> [Aim of the task] Quote all of the data that follows exactly as written, skipping the images.

> [Dataset section]
▶

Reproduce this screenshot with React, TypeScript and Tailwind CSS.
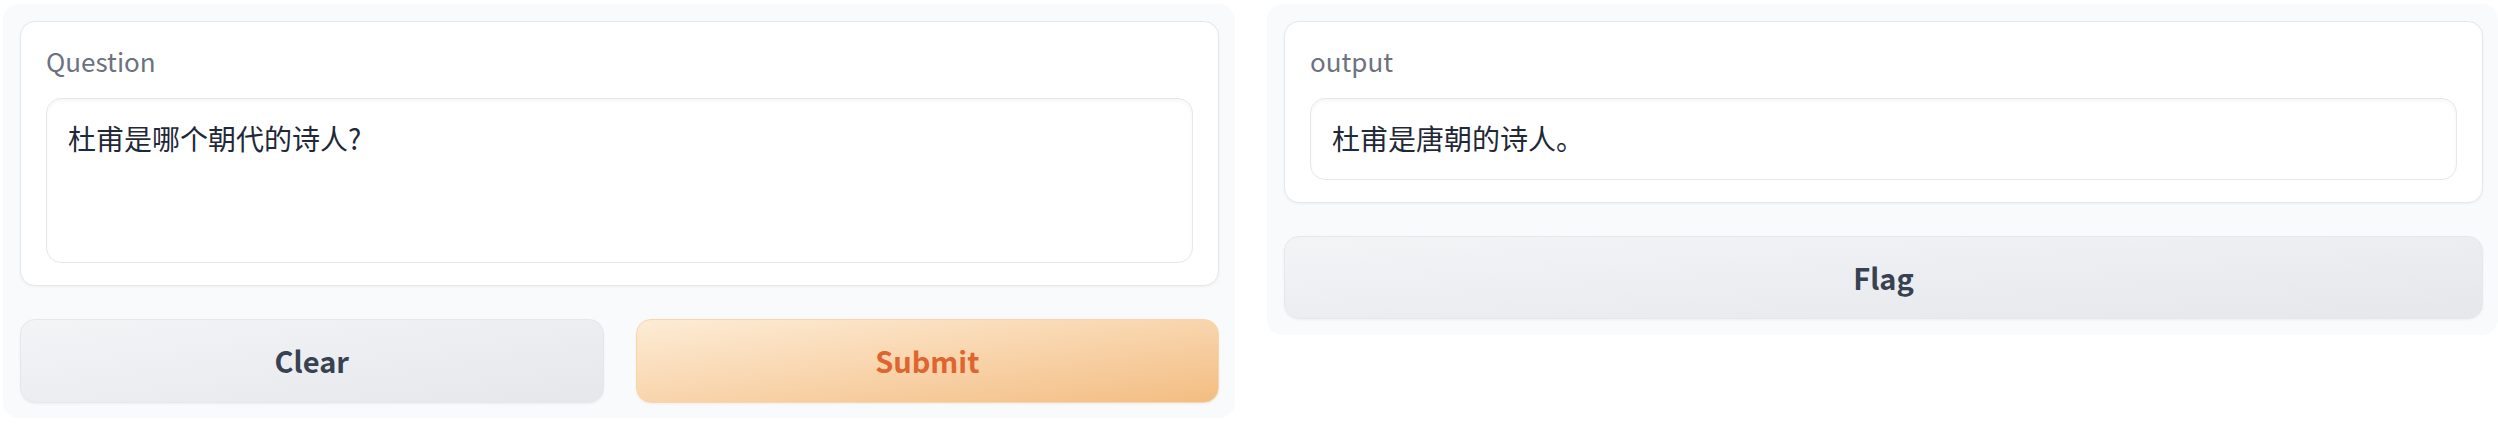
import React from "react";

const font = { fontFamily: '"Noto Sans CJK SC", "Noto Sans", sans-serif' };

function Card({ label, text, h }: { label: string; text: string; h: string }) {
  return (
    <div className="rounded-[15px] border border-[#e5e7eb] bg-white shadow-[0_1px_3px_rgba(0,0,0,0.05)] px-[25px] pt-[21px] pb-[22px]">
      <div className="text-[26px] leading-[36px] text-[#6b7280] mb-[19px]">{label}</div>
      <div
        className={`${h} rounded-[15px] border border-[#e5e7eb] bg-white shadow-[inset_0_2px_4px_rgba(0,0,0,0.04)] px-[21px] pt-[18px] text-[28px] leading-[42px] text-[#1f2937]`}
      >
        {text}
      </div>
    </div>
  );
}

function SecondaryButton({ children, h }: { children: React.ReactNode; h: string }) {
  return (
    <button
      className={`${h} flex-1 flex items-center justify-center rounded-[15px] border border-[#e5e7eb] bg-gradient-to-br from-[#f3f4f6] to-[#e5e7eb] shadow-[0_1px_3px_rgba(0,0,0,0.05)] text-[29px] font-semibold text-[#374151]`}
    >
      {children}
    </button>
  );
}

export default function App() {
  return (
    <div className="w-[2498px] h-[446px] bg-white" style={font}>
      <div className="flex items-start gap-[32px] pl-[3px] pt-[4px]">
        <div className="flex-1 rounded-[16px] bg-[#f9fafb] pl-[17px] pr-[16px] pt-[17px] pb-[15px] flex flex-col gap-[33px]">
          <Card label="Question" text="杜甫是哪个朝代的诗人?" h="h-[165px]" />
          <div className="flex gap-[32px]">
            <SecondaryButton h="h-[84px]">Clear</SecondaryButton>
            <button className="h-[84px] flex-1 flex items-center justify-center rounded-[15px] border border-[#fbd5a8] bg-gradient-to-br from-[#fdecd6] to-[#f3bd82] shadow-[0_1px_3px_rgba(0,0,0,0.05)] text-[29px] font-semibold text-[#df6530]">
              Submit
            </button>
          </div>
        </div>
        <div className="flex-1 rounded-[16px] bg-[#f9fafb] pl-[17px] pr-[15px] pt-[17px] pb-[16px] flex flex-col gap-[33px]">
          <Card label="output" text="杜甫是唐朝的诗人。" h="h-[82px]" />
          <div className="flex">
            <SecondaryButton h="h-[83px]">Flag</SecondaryButton>
          </div>
        </div>
      </div>
    </div>
  );
}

◀

> [Task solution]
Reproduce this screenshot with React, TypeScript and Tailwind CSS.
import React from "react";

const font = { fontFamily: '"Noto Sans CJK SC", "Noto Sans", sans-serif' };

function Card({ label, text, h }: { label: string; text: string; h: string }) {
  return (
    <div className="rounded-[15px] border border-[#e5e7eb] bg-white shadow-[0_1px_3px_rgba(0,0,0,0.05)] px-[25px] pt-[21px] pb-[22px]">
      <div className="text-[26px] leading-[36px] text-[#6b7280] mb-[19px]">{label}</div>
      <div
        className={`${h} rounded-[15px] border border-[#e5e7eb] bg-white shadow-[inset_0_2px_4px_rgba(0,0,0,0.04)] px-[21px] pt-[18px] text-[28px] leading-[42px] text-[#1f2937]`}
      >
        {text}
      </div>
    </div>
  );
}

function SecondaryButton({ children, h }: { children: React.ReactNode; h: string }) {
  return (
    <button
      className={`${h} flex-1 flex items-center justify-center rounded-[15px] border border-[#e5e7eb] bg-gradient-to-br from-[#f3f4f6] to-[#e5e7eb] shadow-[0_1px_3px_rgba(0,0,0,0.05)] text-[29px] font-semibold text-[#374151]`}
    >
      {children}
    </button>
  );
}

export default function App() {
  return (
    <div className="w-[2498px] h-[446px] bg-white" style={font}>
      <div className="flex items-start gap-[32px] pl-[3px] pt-[4px]">
        <div className="flex-1 rounded-[16px] bg-[#f9fafb] pl-[17px] pr-[16px] pt-[17px] pb-[15px] flex flex-col gap-[33px]">
          <Card label="Question" text="杜甫是哪个朝代的诗人?" h="h-[165px]" />
          <div className="flex gap-[32px]">
            <SecondaryButton h="h-[84px]">Clear</SecondaryButton>
            <button className="h-[84px] flex-1 flex items-center justify-center rounded-[15px] border border-[#fbd5a8] bg-gradient-to-br from-[#fdecd6] to-[#f3bd82] shadow-[0_1px_3px_rgba(0,0,0,0.05)] text-[29px] font-semibold text-[#df6530]">
              Submit
            </button>
          </div>
        </div>
        <div className="flex-1 rounded-[16px] bg-[#f9fafb] pl-[17px] pr-[15px] pt-[17px] pb-[16px] flex flex-col gap-[33px]">
          <Card label="output" text="杜甫是唐朝的诗人。" h="h-[82px]" />
          <div className="flex">
            <SecondaryButton h="h-[83px]">Flag</SecondaryButton>
          </div>
        </div>
      </div>
    </div>
  );
}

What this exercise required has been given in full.